▸ **WHAT IS EXPECTED**
Return the number of lines that contain the word "styled", and return nothing else.

▸ **MATERIAL SUPPLIED**
====================
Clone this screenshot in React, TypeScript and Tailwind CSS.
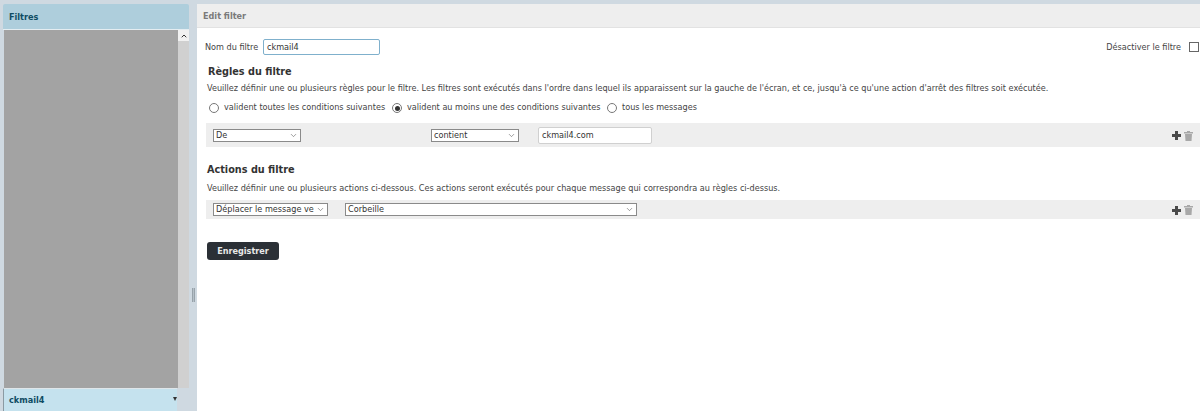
====================
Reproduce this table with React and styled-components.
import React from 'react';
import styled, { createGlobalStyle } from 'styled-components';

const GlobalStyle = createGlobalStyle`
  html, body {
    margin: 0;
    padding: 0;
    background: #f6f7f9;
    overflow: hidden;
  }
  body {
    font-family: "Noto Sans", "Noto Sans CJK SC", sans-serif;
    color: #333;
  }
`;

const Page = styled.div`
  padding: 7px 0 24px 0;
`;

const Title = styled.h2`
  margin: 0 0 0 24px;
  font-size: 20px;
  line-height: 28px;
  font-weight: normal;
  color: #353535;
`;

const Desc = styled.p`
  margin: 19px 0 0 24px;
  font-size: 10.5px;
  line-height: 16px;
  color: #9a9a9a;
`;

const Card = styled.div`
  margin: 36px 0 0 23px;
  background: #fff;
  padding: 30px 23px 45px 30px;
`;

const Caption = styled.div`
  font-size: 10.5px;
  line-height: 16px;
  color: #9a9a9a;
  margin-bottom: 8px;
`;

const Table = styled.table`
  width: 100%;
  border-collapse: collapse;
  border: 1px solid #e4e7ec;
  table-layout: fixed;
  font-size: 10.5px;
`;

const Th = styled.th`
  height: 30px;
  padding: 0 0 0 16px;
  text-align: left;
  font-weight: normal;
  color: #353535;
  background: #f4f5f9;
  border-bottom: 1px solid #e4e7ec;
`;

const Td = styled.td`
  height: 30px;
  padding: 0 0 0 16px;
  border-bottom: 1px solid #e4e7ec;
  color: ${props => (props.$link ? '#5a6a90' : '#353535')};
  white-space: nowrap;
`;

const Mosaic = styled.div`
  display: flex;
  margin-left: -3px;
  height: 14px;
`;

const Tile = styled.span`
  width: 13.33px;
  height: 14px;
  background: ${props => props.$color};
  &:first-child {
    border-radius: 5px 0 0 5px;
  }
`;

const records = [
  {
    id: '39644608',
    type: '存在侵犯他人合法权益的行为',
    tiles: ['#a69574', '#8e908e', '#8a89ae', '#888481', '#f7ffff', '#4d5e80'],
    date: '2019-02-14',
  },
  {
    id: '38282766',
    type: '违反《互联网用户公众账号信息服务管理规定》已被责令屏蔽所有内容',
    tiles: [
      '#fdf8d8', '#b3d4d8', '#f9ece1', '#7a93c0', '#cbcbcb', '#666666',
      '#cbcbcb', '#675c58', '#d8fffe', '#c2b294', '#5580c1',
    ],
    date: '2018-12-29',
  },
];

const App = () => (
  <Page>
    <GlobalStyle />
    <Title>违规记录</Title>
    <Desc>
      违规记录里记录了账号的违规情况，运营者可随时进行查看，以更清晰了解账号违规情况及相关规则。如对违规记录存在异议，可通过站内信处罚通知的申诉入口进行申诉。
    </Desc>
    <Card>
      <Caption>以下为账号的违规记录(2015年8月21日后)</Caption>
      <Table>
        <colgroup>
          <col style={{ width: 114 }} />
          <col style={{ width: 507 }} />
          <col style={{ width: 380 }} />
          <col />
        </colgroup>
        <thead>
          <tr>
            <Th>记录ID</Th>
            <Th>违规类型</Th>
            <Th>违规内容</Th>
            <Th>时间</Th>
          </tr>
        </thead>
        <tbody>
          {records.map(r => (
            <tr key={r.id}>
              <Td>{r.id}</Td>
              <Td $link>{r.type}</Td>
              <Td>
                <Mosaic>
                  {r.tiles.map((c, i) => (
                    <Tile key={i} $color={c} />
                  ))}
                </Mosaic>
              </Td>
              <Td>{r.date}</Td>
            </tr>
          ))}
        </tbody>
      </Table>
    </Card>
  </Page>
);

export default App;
====================
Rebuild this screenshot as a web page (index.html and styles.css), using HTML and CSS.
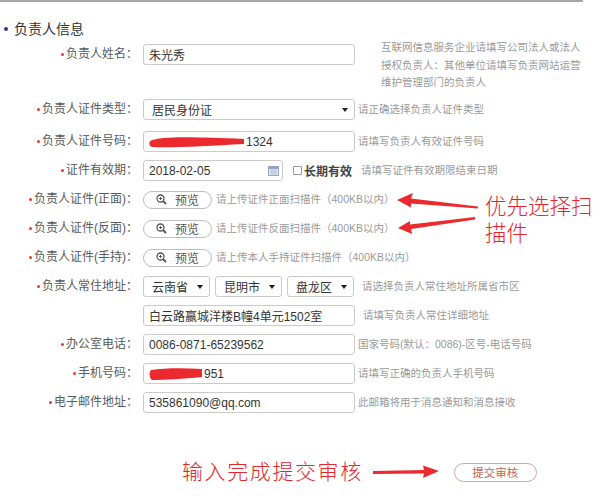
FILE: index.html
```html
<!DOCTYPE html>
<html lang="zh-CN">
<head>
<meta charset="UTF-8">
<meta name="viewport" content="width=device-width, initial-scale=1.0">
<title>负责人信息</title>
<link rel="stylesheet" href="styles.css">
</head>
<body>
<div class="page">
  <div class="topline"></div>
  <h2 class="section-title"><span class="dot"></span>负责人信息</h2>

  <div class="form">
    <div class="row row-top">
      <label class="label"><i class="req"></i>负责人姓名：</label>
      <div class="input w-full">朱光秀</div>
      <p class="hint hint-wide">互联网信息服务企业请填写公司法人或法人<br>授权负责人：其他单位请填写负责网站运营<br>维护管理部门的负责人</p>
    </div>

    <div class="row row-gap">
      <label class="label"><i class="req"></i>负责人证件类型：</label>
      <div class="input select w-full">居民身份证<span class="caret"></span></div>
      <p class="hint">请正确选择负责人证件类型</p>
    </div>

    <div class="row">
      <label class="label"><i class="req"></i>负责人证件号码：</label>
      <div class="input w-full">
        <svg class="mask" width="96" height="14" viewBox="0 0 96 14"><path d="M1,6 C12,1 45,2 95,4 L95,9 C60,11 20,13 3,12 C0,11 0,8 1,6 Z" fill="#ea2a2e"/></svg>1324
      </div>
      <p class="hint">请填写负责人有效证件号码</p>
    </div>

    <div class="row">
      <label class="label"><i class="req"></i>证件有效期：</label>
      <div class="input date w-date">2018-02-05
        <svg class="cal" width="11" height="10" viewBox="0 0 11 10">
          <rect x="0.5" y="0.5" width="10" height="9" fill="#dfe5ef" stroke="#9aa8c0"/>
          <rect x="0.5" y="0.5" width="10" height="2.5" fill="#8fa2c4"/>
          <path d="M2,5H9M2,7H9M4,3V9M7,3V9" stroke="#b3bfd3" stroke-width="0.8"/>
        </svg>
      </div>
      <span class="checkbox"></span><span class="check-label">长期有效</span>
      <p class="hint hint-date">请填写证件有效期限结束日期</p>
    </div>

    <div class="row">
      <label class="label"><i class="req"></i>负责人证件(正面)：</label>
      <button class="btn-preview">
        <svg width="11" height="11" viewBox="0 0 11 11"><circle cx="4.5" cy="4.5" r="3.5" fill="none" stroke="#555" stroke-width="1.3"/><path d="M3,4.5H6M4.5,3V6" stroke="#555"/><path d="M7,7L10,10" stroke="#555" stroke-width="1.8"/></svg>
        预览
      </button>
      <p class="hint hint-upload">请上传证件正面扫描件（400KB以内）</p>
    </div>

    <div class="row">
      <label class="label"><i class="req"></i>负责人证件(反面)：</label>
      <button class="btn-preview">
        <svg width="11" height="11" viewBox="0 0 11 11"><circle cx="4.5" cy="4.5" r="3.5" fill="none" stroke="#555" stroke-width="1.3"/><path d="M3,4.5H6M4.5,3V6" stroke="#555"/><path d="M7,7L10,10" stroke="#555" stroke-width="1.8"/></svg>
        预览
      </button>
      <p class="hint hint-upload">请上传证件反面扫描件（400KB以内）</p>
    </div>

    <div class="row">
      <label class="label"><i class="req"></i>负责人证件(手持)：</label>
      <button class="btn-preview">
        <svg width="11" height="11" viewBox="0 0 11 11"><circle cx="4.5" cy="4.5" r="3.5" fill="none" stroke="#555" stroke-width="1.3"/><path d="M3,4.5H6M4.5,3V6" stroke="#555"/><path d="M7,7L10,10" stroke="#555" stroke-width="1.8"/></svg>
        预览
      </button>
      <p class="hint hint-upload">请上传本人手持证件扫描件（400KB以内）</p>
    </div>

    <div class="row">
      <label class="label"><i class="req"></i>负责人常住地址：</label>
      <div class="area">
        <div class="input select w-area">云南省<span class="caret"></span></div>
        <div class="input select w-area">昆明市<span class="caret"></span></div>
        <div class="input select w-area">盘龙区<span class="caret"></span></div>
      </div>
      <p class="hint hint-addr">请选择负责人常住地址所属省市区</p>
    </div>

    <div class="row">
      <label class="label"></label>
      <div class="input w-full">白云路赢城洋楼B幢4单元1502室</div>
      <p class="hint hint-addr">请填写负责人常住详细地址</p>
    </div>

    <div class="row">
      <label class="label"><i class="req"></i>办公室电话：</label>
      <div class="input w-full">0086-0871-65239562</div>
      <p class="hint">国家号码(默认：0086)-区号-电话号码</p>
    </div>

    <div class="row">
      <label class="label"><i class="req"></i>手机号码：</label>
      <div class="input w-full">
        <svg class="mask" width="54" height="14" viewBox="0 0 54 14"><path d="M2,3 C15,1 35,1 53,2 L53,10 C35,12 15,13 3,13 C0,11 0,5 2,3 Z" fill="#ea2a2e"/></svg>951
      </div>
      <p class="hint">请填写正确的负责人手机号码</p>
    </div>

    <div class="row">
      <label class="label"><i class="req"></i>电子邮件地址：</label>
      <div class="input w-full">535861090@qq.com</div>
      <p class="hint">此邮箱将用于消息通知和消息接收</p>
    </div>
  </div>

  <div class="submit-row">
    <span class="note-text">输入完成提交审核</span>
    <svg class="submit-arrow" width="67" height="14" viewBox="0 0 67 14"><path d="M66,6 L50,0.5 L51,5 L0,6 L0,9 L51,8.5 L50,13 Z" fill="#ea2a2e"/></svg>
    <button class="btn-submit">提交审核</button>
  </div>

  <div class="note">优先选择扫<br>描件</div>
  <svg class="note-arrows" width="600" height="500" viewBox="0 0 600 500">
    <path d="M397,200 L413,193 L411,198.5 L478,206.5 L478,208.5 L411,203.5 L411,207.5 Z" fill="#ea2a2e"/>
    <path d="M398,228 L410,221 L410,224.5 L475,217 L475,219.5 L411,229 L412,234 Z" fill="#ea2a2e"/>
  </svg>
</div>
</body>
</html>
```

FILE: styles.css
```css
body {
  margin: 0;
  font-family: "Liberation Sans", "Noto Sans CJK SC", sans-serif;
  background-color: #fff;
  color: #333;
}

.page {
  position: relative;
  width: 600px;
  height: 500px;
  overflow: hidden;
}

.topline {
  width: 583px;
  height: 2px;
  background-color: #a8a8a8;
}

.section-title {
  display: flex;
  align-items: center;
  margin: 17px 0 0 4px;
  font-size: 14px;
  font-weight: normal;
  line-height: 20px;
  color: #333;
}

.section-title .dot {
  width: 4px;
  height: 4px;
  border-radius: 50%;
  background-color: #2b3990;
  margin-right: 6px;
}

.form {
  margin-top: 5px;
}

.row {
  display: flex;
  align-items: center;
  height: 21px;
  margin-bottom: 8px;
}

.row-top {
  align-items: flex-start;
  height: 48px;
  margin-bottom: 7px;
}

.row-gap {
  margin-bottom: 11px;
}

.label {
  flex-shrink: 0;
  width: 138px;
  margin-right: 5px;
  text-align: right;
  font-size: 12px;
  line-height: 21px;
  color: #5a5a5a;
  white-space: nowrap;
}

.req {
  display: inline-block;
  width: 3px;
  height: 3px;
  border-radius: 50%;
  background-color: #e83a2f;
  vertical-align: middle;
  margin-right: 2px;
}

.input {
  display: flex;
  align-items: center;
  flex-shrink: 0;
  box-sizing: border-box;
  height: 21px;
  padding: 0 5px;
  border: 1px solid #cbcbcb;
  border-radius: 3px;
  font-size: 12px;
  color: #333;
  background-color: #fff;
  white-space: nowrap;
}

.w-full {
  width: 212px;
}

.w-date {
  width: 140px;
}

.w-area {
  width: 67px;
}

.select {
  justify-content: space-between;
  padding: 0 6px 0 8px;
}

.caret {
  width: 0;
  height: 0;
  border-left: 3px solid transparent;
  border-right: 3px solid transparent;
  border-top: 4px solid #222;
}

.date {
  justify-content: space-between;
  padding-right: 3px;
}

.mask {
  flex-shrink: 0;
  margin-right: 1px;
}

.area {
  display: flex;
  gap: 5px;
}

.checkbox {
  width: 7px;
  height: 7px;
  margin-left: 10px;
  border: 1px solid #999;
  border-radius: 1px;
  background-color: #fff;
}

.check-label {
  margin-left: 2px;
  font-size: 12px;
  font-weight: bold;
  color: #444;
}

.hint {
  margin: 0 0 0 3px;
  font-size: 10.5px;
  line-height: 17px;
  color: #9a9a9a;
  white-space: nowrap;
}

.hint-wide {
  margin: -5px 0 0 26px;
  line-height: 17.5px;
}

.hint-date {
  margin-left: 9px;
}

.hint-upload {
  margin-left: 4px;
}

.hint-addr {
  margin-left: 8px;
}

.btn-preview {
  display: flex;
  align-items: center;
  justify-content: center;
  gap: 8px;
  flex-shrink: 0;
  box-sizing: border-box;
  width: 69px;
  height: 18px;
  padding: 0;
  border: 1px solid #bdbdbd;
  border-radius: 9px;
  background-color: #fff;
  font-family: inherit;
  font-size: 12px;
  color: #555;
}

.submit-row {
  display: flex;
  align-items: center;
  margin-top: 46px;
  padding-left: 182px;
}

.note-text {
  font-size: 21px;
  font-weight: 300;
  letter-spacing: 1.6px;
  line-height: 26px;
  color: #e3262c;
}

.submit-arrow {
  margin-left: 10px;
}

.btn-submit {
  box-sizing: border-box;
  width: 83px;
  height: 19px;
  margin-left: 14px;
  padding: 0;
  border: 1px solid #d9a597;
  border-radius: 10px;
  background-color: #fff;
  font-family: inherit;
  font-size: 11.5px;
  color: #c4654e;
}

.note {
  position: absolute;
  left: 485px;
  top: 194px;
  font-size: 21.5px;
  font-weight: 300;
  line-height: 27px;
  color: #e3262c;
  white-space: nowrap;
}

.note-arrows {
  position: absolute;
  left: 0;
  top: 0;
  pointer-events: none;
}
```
====================
▸ **RESULT OF THIS EXERCISE**
12